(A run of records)
★ ★ ★ ★

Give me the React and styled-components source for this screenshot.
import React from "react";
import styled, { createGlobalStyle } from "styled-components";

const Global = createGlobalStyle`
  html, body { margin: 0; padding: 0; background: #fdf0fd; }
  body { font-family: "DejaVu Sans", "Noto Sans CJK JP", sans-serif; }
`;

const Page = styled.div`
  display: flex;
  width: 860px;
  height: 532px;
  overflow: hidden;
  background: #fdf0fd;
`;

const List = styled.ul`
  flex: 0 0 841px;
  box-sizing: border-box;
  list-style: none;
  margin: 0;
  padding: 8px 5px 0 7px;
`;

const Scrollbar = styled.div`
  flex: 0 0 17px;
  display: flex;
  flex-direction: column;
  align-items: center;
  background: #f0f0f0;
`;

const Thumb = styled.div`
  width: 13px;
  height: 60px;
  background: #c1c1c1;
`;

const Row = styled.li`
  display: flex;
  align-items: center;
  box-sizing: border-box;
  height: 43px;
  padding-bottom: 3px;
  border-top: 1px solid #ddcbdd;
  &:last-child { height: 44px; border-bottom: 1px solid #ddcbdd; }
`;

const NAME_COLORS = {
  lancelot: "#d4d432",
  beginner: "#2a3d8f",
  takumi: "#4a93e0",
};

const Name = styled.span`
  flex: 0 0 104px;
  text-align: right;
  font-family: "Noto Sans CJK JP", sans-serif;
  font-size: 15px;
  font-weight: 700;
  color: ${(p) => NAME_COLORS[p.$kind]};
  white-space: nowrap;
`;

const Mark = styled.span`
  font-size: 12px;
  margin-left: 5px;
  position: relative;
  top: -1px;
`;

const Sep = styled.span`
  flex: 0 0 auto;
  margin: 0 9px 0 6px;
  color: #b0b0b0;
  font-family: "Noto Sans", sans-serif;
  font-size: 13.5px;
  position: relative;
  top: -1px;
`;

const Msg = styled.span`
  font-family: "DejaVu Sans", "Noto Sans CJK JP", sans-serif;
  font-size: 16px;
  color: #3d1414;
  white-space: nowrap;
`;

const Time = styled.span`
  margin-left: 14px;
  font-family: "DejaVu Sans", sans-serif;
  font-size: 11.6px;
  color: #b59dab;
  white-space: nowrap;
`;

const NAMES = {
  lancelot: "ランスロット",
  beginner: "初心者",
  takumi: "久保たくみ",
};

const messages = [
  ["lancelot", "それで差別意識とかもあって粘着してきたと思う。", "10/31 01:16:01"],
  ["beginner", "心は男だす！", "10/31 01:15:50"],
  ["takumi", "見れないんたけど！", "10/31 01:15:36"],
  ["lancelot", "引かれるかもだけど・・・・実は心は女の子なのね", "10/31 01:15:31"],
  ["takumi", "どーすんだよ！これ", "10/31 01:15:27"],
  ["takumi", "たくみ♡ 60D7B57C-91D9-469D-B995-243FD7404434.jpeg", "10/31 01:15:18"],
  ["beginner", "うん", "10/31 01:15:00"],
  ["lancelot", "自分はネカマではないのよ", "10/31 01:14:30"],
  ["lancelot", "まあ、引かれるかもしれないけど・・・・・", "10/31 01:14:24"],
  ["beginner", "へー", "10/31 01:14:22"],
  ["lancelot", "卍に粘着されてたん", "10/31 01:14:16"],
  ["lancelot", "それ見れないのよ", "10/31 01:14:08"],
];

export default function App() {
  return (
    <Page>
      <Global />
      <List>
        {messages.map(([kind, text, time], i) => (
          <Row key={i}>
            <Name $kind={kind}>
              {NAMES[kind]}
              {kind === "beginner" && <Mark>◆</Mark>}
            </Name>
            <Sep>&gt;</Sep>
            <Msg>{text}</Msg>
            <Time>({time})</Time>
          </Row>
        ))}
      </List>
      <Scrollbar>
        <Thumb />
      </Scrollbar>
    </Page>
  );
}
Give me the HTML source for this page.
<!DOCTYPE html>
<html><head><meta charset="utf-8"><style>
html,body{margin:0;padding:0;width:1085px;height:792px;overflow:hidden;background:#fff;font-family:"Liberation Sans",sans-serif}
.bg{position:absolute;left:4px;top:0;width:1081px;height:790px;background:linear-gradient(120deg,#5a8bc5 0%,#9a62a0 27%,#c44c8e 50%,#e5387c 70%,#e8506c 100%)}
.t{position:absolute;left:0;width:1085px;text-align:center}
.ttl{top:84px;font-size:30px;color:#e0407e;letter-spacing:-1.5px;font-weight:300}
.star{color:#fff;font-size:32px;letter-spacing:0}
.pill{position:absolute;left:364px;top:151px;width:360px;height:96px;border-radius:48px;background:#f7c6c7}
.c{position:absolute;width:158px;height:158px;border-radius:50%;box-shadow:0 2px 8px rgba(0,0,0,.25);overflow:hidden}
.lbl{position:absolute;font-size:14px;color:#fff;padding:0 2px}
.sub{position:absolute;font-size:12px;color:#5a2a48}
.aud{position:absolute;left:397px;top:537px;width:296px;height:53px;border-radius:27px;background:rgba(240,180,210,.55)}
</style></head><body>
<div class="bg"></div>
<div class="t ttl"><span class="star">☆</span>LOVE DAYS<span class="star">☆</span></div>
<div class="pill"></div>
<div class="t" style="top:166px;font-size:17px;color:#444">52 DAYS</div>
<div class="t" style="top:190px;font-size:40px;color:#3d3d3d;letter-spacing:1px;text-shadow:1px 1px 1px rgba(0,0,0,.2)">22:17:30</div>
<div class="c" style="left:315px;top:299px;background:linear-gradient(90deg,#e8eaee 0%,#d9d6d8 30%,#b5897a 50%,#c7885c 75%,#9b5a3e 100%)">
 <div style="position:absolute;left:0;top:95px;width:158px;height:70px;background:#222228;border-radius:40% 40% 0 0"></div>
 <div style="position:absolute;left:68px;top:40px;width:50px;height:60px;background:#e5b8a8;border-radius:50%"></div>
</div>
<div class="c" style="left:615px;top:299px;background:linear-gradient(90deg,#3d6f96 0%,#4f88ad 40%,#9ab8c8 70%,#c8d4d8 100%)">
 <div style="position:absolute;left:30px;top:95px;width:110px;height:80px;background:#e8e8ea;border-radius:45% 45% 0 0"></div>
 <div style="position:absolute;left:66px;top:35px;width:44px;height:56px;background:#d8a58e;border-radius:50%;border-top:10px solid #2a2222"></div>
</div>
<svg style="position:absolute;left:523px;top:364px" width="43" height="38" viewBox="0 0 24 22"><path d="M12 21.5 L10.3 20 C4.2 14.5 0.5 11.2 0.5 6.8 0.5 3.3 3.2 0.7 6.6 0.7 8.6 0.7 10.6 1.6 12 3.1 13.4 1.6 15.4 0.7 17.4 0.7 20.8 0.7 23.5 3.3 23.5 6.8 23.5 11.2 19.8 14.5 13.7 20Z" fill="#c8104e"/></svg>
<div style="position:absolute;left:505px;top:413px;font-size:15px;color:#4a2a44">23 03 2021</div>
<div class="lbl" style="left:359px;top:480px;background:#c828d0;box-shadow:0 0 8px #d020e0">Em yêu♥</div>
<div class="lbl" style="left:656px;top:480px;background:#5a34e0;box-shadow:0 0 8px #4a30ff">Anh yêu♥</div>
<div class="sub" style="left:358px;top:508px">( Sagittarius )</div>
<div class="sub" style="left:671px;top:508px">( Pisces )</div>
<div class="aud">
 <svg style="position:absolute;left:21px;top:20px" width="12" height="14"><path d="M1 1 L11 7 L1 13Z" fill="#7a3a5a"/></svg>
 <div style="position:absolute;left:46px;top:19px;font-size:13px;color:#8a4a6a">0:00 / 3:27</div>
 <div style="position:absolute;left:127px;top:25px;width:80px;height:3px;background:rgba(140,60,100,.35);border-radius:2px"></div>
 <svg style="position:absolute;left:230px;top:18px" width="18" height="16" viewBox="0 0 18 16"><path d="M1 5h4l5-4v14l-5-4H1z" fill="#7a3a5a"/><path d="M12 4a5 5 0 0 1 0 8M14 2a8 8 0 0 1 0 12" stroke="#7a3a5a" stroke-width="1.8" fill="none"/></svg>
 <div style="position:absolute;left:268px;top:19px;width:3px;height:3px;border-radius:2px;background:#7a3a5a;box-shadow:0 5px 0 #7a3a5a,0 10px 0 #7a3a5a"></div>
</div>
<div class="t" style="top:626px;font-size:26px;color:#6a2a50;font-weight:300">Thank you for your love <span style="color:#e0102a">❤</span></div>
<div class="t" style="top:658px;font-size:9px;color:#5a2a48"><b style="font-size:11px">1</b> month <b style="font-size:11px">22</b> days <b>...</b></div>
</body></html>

★ ★ ★ ★

What the exercise asks ::
Tell how many lines of the records above hold the string "components". Give no other text.

Exercise solution ::
2